Objective:
Return all lines where the word "this" can be found.

Data rows:

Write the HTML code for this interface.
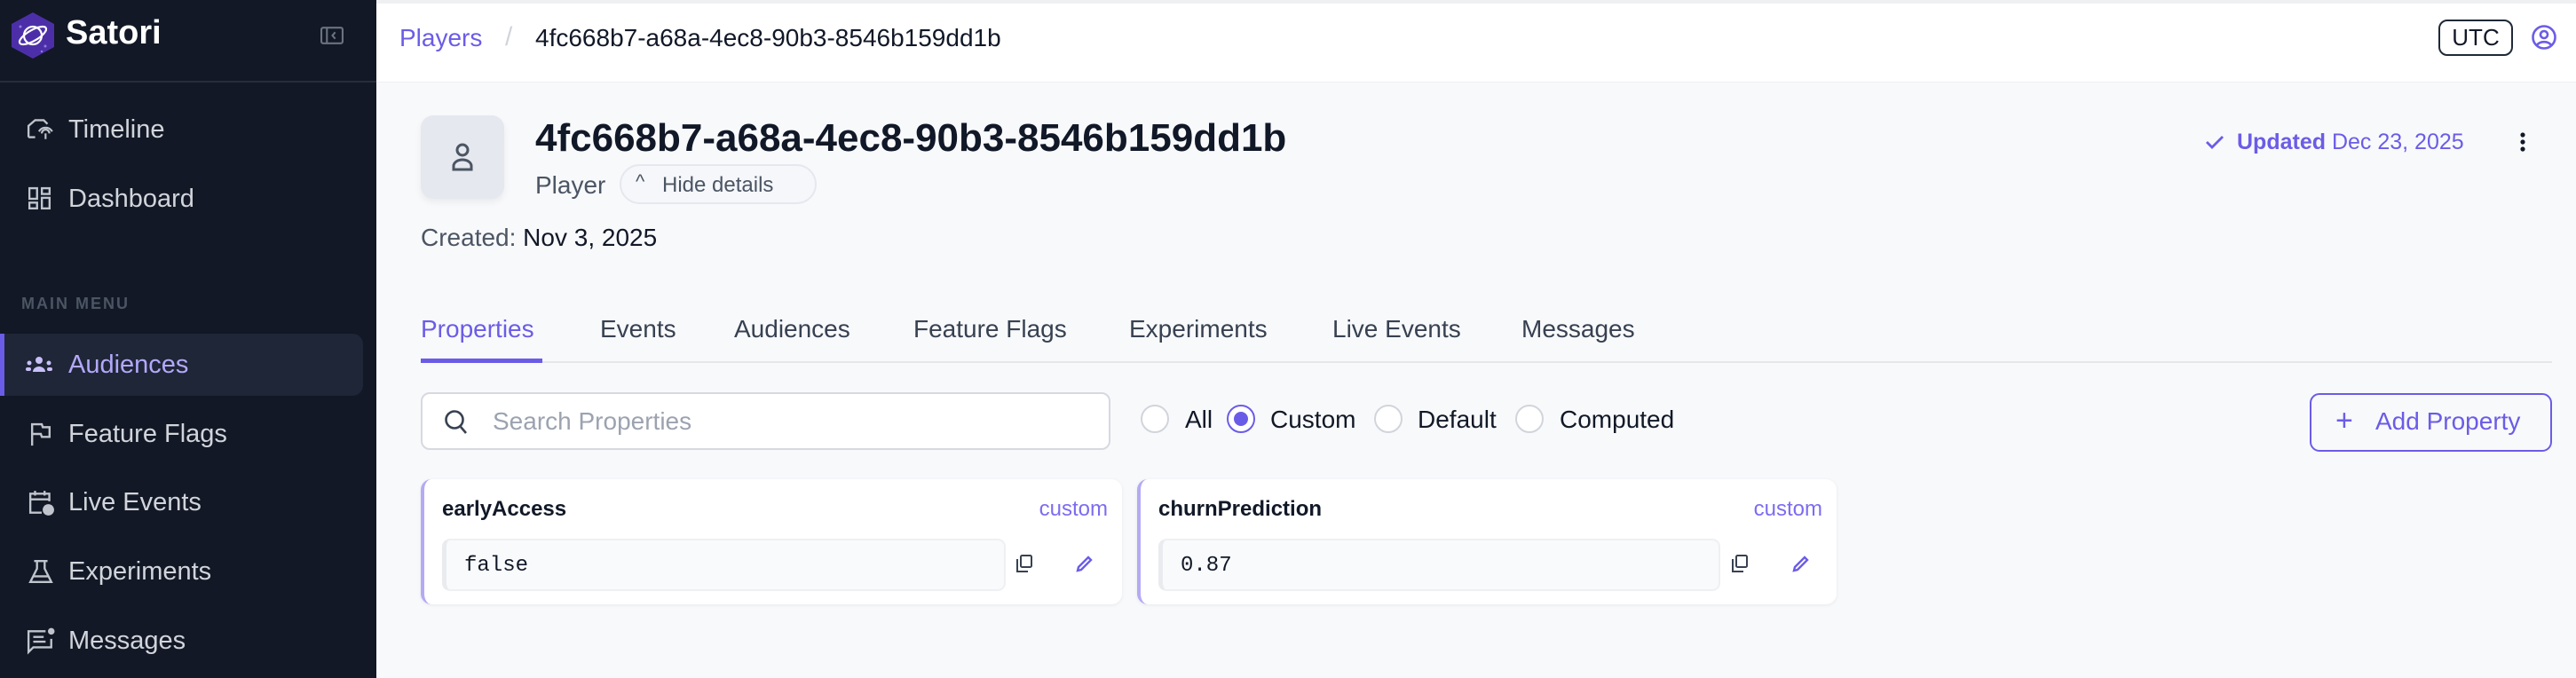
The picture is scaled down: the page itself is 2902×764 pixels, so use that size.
<!DOCTYPE html>
<html><head><meta charset="utf-8"><style>
*{box-sizing:border-box;margin:0;padding:0}
body{width:2902px;height:764px;overflow:hidden;background:#f8f9fb;font-family:"Liberation Sans",Arial,sans-serif;position:relative}
.a{position:absolute;white-space:nowrap}
#sb{position:absolute;left:0;top:0;width:424px;height:764px;background:#121826}
.nav{position:absolute;left:77px;font-size:29px;color:#d1d5db;line-height:1}
.ic{position:absolute;left:30px}
.tab{position:absolute;top:355px;font-size:28px;color:#374151}
.radio{position:absolute;top:456px;width:32px;height:32px;border:2px solid #d1d5db;border-radius:50%;background:#fff}
.rl{position:absolute;top:457px;font-size:28px;color:#111827}
.card{position:absolute;top:540px;height:141px;background:#fff;border-radius:12px;border-left:4px solid #b4aaf5;box-shadow:0 1px 4px rgba(0,0,0,.07)}
.ct{position:absolute;top:20px;left:20px;font-size:24px;font-weight:bold;color:#111827}
.cc{position:absolute;top:20px;right:16px;font-size:24px;color:#7c6cf0}
.vb{position:absolute;top:67px;left:20px;height:59px;background:#f9fafb;border:2px solid #eef0f3;border-left:5px solid #e9ebef;border-radius:9px}
.vt{position:absolute;top:15px;left:20px;font-family:"Liberation Mono",monospace;font-size:24px;color:#111827}
</style></head><body>
<div id="sb">
 <svg class="a" style="left:10px;top:12px" width="54" height="56" viewBox="0 0 52 56"><polygon points="26,2 50,15 50,41 26,54 2,41 2,15" fill="#4c2fa8"/><circle cx="12" cy="18" r="1.5" fill="#8f7ce0"/><circle cx="40" cy="40" r="1.5" fill="#8f7ce0"/><circle cx="36" cy="46" r="1.2" fill="#8f7ce0"/><circle cx="26" cy="28" r="10" fill="none" stroke="#fff" stroke-width="2.2"/><ellipse cx="26" cy="28" rx="17" ry="6" fill="none" stroke="#fff" stroke-width="2.2" transform="rotate(-30 26 28)"/></svg>
 <div class="a" style="left:74px;top:16px;font-size:38px;font-weight:bold;color:#fff">Satori</div>
 <svg class="a" style="left:361px;top:29px" width="26" height="22" viewBox="0 0 25 19"><rect x="1" y="1" width="23" height="17" rx="2" fill="none" stroke="#6b7280" stroke-width="2"/><line x1="7" y1="1" x2="7" y2="18" stroke="#6b7280" stroke-width="2"/><path d="M16 6 L13 9.5 L16 13" fill="none" stroke="#6b7280" stroke-width="2"/></svg>
 <div class="a" style="left:0;top:91px;width:424px;height:2px;background:#262d3b"></div>
 <svg class="ic" style="top:130px" width="32" height="30" viewBox="0 0 30 22"><path d="M2 20 V8 L9 2 H18 L22 6" fill="none" stroke="#c0c4cc" stroke-width="2.2"/><line x1="2" y1="20" x2="9" y2="20" stroke="#c0c4cc" stroke-width="2.2"/><path d="M13 14 a8 8 0 0 1 14 0 M16 16 a4 4 0 0 1 8 0" fill="none" stroke="#c0c4cc" stroke-width="2"/><line x1="20" y1="16" x2="20" y2="22" stroke="#c0c4cc" stroke-width="2"/></svg>
 <div class="nav" style="top:132px">Timeline</div>
 <svg class="ic" style="top:210px;left:32px" width="26" height="28" viewBox="0 0 24 24" fill="none" stroke="#c0c4cc" stroke-width="2.2"><rect x="1" y="1" width="8" height="11"/><rect x="1" y="16" width="8" height="6"/><rect x="14" y="1" width="8" height="6"/><rect x="14" y="11" width="8" height="11"/></svg>
 <div class="nav" style="top:210px">Dashboard</div>
 <div class="a" style="left:24px;top:332px;font-size:18px;font-weight:bold;letter-spacing:2px;color:#4b5563">MAIN MENU</div>
 <div class="a" style="left:0;top:376px;width:409px;height:70px;background:#1f2637;border-radius:0 12px 12px 0;border-left:5px solid #6b5ce7"></div>
 <svg class="ic" style="top:399px;left:28px" width="32" height="22" viewBox="0 0 32 18" fill="#c8bffa"><circle cx="16" cy="5" r="4"/><path d="M9 18 a7 6 0 0 1 14 0z"/><circle cx="5" cy="8" r="2.5"/><circle cx="27" cy="8" r="2.5"/><rect x="1" y="13" width="6" height="4" rx="2"/><rect x="25" y="13" width="6" height="4" rx="2"/></svg>
 <div class="nav" style="top:397px;color:#b3a8fa">Audiences</div>
 <svg class="ic" style="top:474px;left:34px" width="24" height="30" viewBox="0 0 22 24" fill="none" stroke="#c0c4cc" stroke-width="2.2"><path d="M2 24 V2 H12 L13 5 H20 V15 H12 L11 12 H2"/></svg>
 <div class="nav" style="top:475px">Feature Flags</div>
 <svg class="ic" style="top:551px;left:32px" width="30" height="32" viewBox="0 0 28 28" fill="none" stroke="#c0c4cc" stroke-width="2.2"><path d="M14 24 H2 V4 H22 V12"/><line x1="2" y1="10" x2="22" y2="10"/><line x1="7" y1="1" x2="7" y2="6"/><line x1="17" y1="1" x2="17" y2="6"/><circle cx="21" cy="21" r="6" fill="#c0c4cc" stroke="none"/></svg>
 <div class="nav" style="top:552px">Live Events</div>
 <svg class="ic" style="top:629px;left:32px" width="28" height="30" viewBox="0 0 26 26" fill="none" stroke="#c0c4cc" stroke-width="2.2"><path d="M6 2 H20 M9 2 V10 L2 24 H24 L17 10 V2"/><line x1="5" y1="18" x2="21" y2="18"/></svg>
 <div class="nav" style="top:630px">Experiments</div>
 <svg class="ic" style="top:706px;left:30px" width="32" height="32" viewBox="0 0 30 28" fill="none" stroke="#c0c4cc" stroke-width="2.2"><path d="M20 4 H2 V26 L7 21 H26 V12"/><line x1="7" y1="10" x2="18" y2="10"/><line x1="7" y1="15" x2="20" y2="15"/><circle cx="26" cy="4" r="3.5" fill="#c0c4cc" stroke="none"/></svg>
 <div class="nav" style="top:708px">Messages</div>
</div>
<div class="a" style="left:424px;top:0;width:2478px;height:92px;background:#fff;border-top:4px solid #eef0f2;box-shadow:0 1px 0 #eef0f3"></div>
<div class="a" style="left:450px;top:27px;font-size:28px;color:#6b5ce7">Players</div>
<div class="a" style="left:569px;top:25px;font-size:30px;color:#d1d5db">/</div>
<div class="a" style="left:603px;top:27px;font-size:28px;color:#111827">4fc668b7-a68a-4ec8-90b3-8546b159dd1b</div>
<div class="a" style="left:2747px;top:22px;width:84px;height:41px;border:2px solid #1f2937;border-radius:10px;font-size:26px;color:#111827;text-align:center;line-height:37px">UTC</div>
<svg class="a" style="left:2852px;top:28px" width="28" height="28" viewBox="0 0 28 28" fill="none" stroke="#6b5ce7" stroke-width="2.6"><circle cx="14" cy="14" r="12.5"/><circle cx="14" cy="11" r="4"/><path d="M6 23 a9 7 0 0 1 16 0"/></svg>
<div class="a" style="left:474px;top:130px;width:94px;height:94px;background:#e5e8ef;border-radius:14px;box-shadow:0 4px 8px rgba(0,0,0,.06)"></div>
<svg class="a" style="left:508px;top:160px" width="26" height="34" viewBox="0 0 26 34" fill="none" stroke="#4b5563" stroke-width="3"><circle cx="13" cy="9" r="6"/><path d="M3 31 V27 a10 7 0 0 1 20 0 V31 Z"/></svg>
<div class="a" style="left:603px;top:131px;font-size:44px;font-weight:bold;color:#111827">4fc668b7-a68a-4ec8-90b3-8546b159dd1b</div>
<div class="a" style="left:603px;top:193px;font-size:28px;color:#4b5563">Player</div>
<div class="a" style="left:698px;top:185px;width:222px;height:45px;border:2px solid #e5e8ee;border-radius:23px;background:#f5f7fa"></div>
<div class="a" style="left:716px;top:192px;font-size:22px;color:#4b5563">^</div>
<div class="a" style="left:746px;top:195px;font-size:24px;color:#4b5563">Hide details</div>
<div class="a" style="left:474px;top:252px;font-size:28px;color:#4b5563">Created: <span style="color:#111827">Nov 3, 2025</span></div>
<svg class="a" style="left:2484px;top:151px" width="22" height="18" viewBox="0 0 22 18" fill="none" stroke="#6b5ce7" stroke-width="2.8"><path d="M2 9 L8 15 L20 3"/></svg>
<div class="a" style="left:2520px;top:146px;font-size:25px;color:#6b5ce7"><b>Updated</b> Dec 23, 2025</div>
<svg class="a" style="left:2836px;top:148px" width="12" height="24" viewBox="0 0 12 24" fill="#111827"><circle cx="6" cy="4" r="2.6"/><circle cx="6" cy="12" r="2.6"/><circle cx="6" cy="20" r="2.6"/></svg>
<div class="tab" style="left:474px;color:#6b5ce7">Properties</div>
<div class="tab" style="left:676px">Events</div>
<div class="tab" style="left:827px">Audiences</div>
<div class="tab" style="left:1029px">Feature Flags</div>
<div class="tab" style="left:1272px">Experiments</div>
<div class="tab" style="left:1501px">Live Events</div>
<div class="tab" style="left:1714px">Messages</div>
<div class="a" style="left:474px;top:407px;width:2401px;height:2px;background:#e5e7eb"></div>
<div class="a" style="left:474px;top:404px;width:137px;height:5px;background:#6b5ce7"></div>
<div class="a" style="left:474px;top:442px;width:777px;height:65px;background:#fff;border:2px solid #d7d9e0;border-radius:10px"></div>
<svg class="a" style="left:500px;top:461px" width="28" height="30" viewBox="0 0 28 30" fill="none" stroke="#374151" stroke-width="2.6"><circle cx="12" cy="12" r="9.5"/><line x1="19" y1="20" x2="25" y2="27"/></svg>
<div class="a" style="left:555px;top:459px;font-size:28px;color:#9ca3af">Search Properties</div>
<div class="radio" style="left:1285px"></div>
<div class="rl" style="left:1335px">All</div>
<div class="radio" style="left:1382px;border-color:#6b5ce7"><div style="position:absolute;left:6px;top:6px;width:16px;height:16px;border-radius:50%;background:#6b5ce7"></div></div>
<div class="rl" style="left:1431px">Custom</div>
<div class="radio" style="left:1548px"></div>
<div class="rl" style="left:1597px">Default</div>
<div class="radio" style="left:1707px"></div>
<div class="rl" style="left:1757px">Computed</div>
<div class="a" style="left:2602px;top:443px;width:273px;height:66px;border:2px solid #6b5ce7;border-radius:11px"></div>
<div class="a" style="left:2631px;top:455px;font-size:34px;color:#6b5ce7;font-weight:300">+</div>
<div class="a" style="left:2676px;top:459px;font-size:28px;color:#6b5ce7">Add Property</div>
<div class="card" style="left:474px;width:790px">
 <div class="ct">earlyAccess</div><div class="cc">custom</div>
 <div class="vb" style="width:635px"><div class="vt">false</div></div>
</div>
<div class="card" style="left:1281px;width:788px">
 <div class="ct">churnPrediction</div><div class="cc">custom</div>
 <div class="vb" style="width:633px"><div class="vt">0.87</div></div>
</div>
<svg class="a" style="left:1145px;top:625px" width="18" height="20" viewBox="0 0 18 20" fill="none" stroke="#374151" stroke-width="2"><rect x="5" y="1" width="12" height="13" rx="1.5"/><path d="M1 5 V19 H13"/></svg>
<svg class="a" style="left:1951px;top:625px" width="18" height="20" viewBox="0 0 18 20" fill="none" stroke="#374151" stroke-width="2"><rect x="5" y="1" width="12" height="13" rx="1.5"/><path d="M1 5 V19 H13"/></svg>
<svg class="a" style="left:1212px;top:625px" width="20" height="20" viewBox="0 0 20 20"><path d="M2 18 L3 14 L14 3 L17 6 L6 17 Z" fill="none" stroke="#6b5ce7" stroke-width="2.4"/></svg>
<svg class="a" style="left:2019px;top:625px" width="20" height="20" viewBox="0 0 20 20"><path d="M2 18 L3 14 L14 3 L17 6 L6 17 Z" fill="none" stroke="#6b5ce7" stroke-width="2.4"/></svg>
</body></html>
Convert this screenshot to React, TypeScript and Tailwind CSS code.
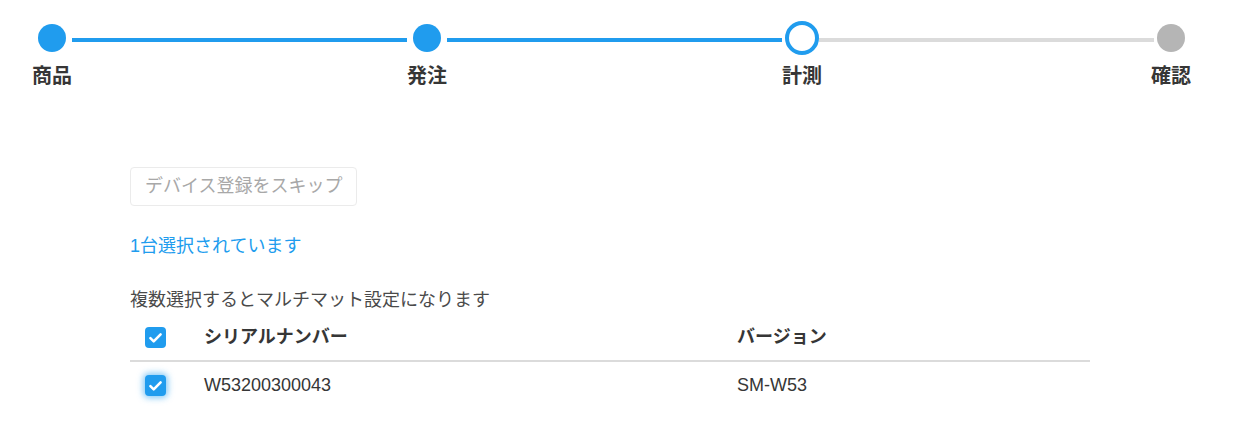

Exercise answer:
Write the HTML code for this interface.
Convert this screenshot to React, TypeScript and Tailwind CSS code.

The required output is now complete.